Terry Alumni Blog: Adulting 101
Has it really been two years?! For you fresher Tech Terry faces out there, allow me to introduce myself. I'm Rachel Murdy, 2012 TTU Terry, former Technical Communications student, current Southwest Airlines employee living in Dallas. I graduated December 2015, but you may have seen me around since I’ve been known to jet-set to Lubbock for Terry events.
Since the Terry program is fairly new out in Raiderland, I thought I'd share with you a bit of what it's like in that enigmatic world post-graduation.
I consider myself to be extremely fortunate to have walked out of the USA two years ago with not only a diploma, but also a job. I work for Southwest in the department that creates and manages manuals. I started my time here as an intern, and quickly felt at home. Here at Southwest, we operate based on three core values: a Warrior’s Spirit, Servant’s Heart, and Fun-LUVing Attitude. I think these correlate nicely with the Terry values of service, leadership, and community. If a company was to be made entirely of Terry Scholars, it would look a lot like Southwest Airlines.
Anyway, that brings me to my first two pieces of advice for you, which really apply more to you guys still in college:
1) Start moving toward your career early. You have been given an incredible gift by the Terry Foundation: time that you don’t have to spend working to pay for college. Use it to build your resume with activities, hobbies, student organizations, and skills that set you apart from the other job candidates.
My junior year of college, I made the decision to work on top of my studies—not because I needed the money (which went primarily to building a professional wardrobe) but because I wanted the work experience. I worked for Texas Tech University Press for three semesters, and learned skills I couldn’t have developed in the classroom.
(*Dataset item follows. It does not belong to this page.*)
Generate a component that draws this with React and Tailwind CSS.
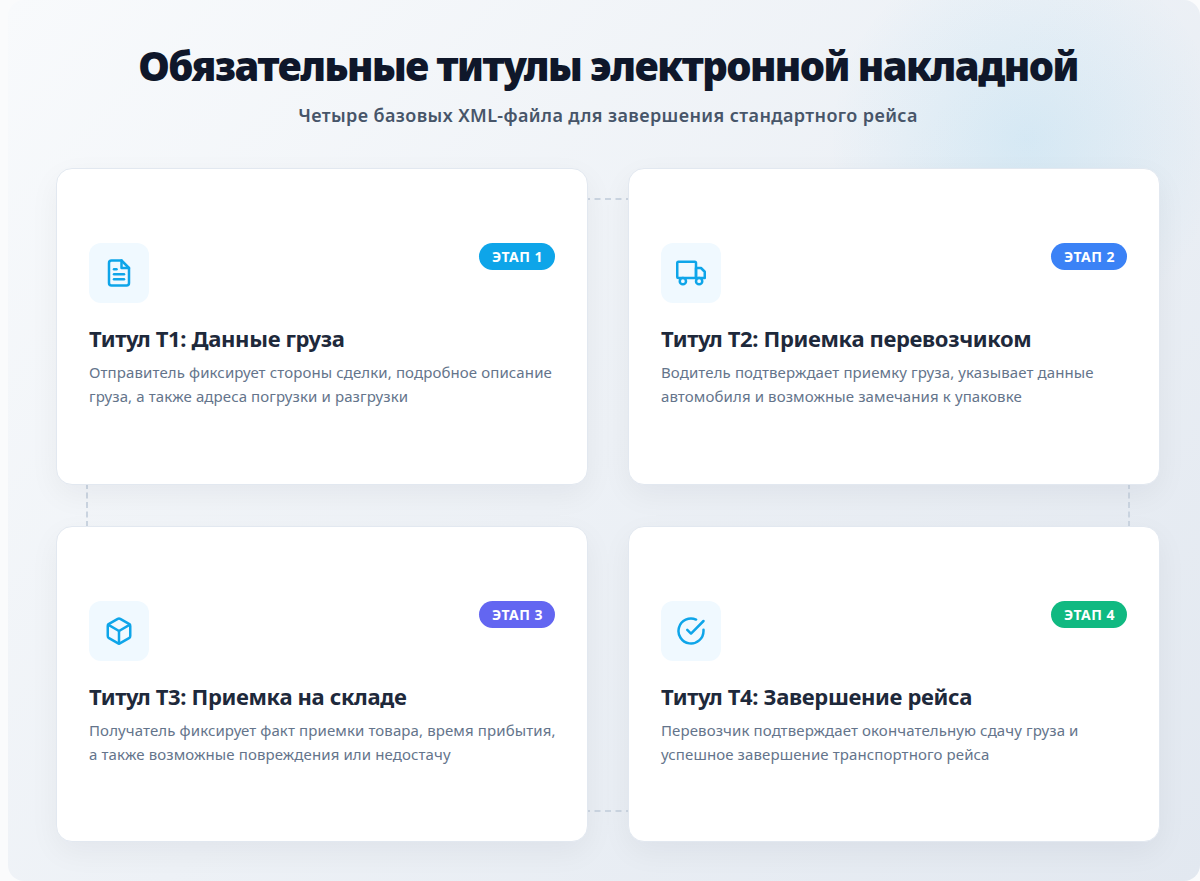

From there, I was competitive for the Southwest internship, and that opportunity led to my full-time employment.
2) Know what you are looking for in a job. I am extremely spoiled by my employer. We value employees first, and that is reflected in the core values I mentioned earlier. We have great benefits, including standby travel privileges which allow me to swing by Lubbock to see you fine folks. Another great thing about my role is that it awards me great work-life balance. This quality is not always advertised on a job posting, so it may take some asking around to figure out if the employer will work you long hours or honor a set schedule. Although I had it easy, it’s important to know what you are and are not willing to compromise. Make sure you are looking at the whole picture, beyond salary, and ask intelligent questions in an interview.
So you’ve landed a job, what now? You know that work-life balance I mentioned above? Turns out that was a little overwhelming to me at first. I went from having an overcrowded planner to having nothing to do after work. I won’t lie to y’all—at first I watched a TON of Netflix, and basically caught up after years of sleep deprivation. Although I remain well-rested, I’ve learned to be wiser with my free time.
Here are some of the things I recommend to keep from going insane while adulting:
3) Find a new community. Some of you might have this easier if you move back home or stay in the Lubbock area after graduation. But I moved to a new city knowing very few people, and no one tells you how hard it can be to meet people after college. So my advice to you is get involved in something—sports, church, the arts—something that can help you make new connections. I’m fortunate to have also met many friends through work, but you can’t count on working with people around your same age.
4) Stay in touch with family and friends. I’m almost cheating here, but remember those free flights I mentioned? I was gone one out of every three weekends my first year on the job, and most of that was to see family and friends who lived elsewhere. Another third of those weekends, someone came to see me. There’s something so exciting about seeing old friends taking on new adventures, so don’t forget to call every once and a while, and go visit when you can!
5) Develop a hobby. Before I switched to Technical Communications, I was a Creative Writing major. In college, I was so busy with assignments I never took time to write creatively for myself. Now I keep a travel blog and have a couple other writing projects underway. Even if they never see the light of day, these help me retain my sanity and express myself creativity. I also read for pleasure way more than I could in college, and I explore new cities when the flights allow. Whatever it is for you, find something you are passionate about that you didn’t have time for before, and go for it!
6) Create healthy habits. So sleeping a decent amount is clearly important to me, but I’ve also taken steps to stay active. The perimeter of my office building is a half-mile, and I try to take a couple laps a day as my workload allows, and supplement with other activities as needed. I’ve also learned to cook for myself, done an elimination diet to identify any agitators to my allergy-prone self, and am now feeling better than I have in years. So while you have time, make sure you are setting yourself up for healthy living.
7) Don’t neglect your leadership abilities. We are all Terry Scholars for a reason. Find an outlet to give back where you are, and don’t plateau while you are working your way up in the workforce. Last year, I mentored a college student I met in Dallas. This year, I’ve started leading a home group through my church. No matter what it is, continue helping people and developing your leadership skills.
8) Don’t forget that the Terry Foundation made it possible. Another way to give back is by serving on interview panels, attending events, and being available to students. We all made a promise to give back when selected as Scholars, so don’t forget you will always have a Terry Family!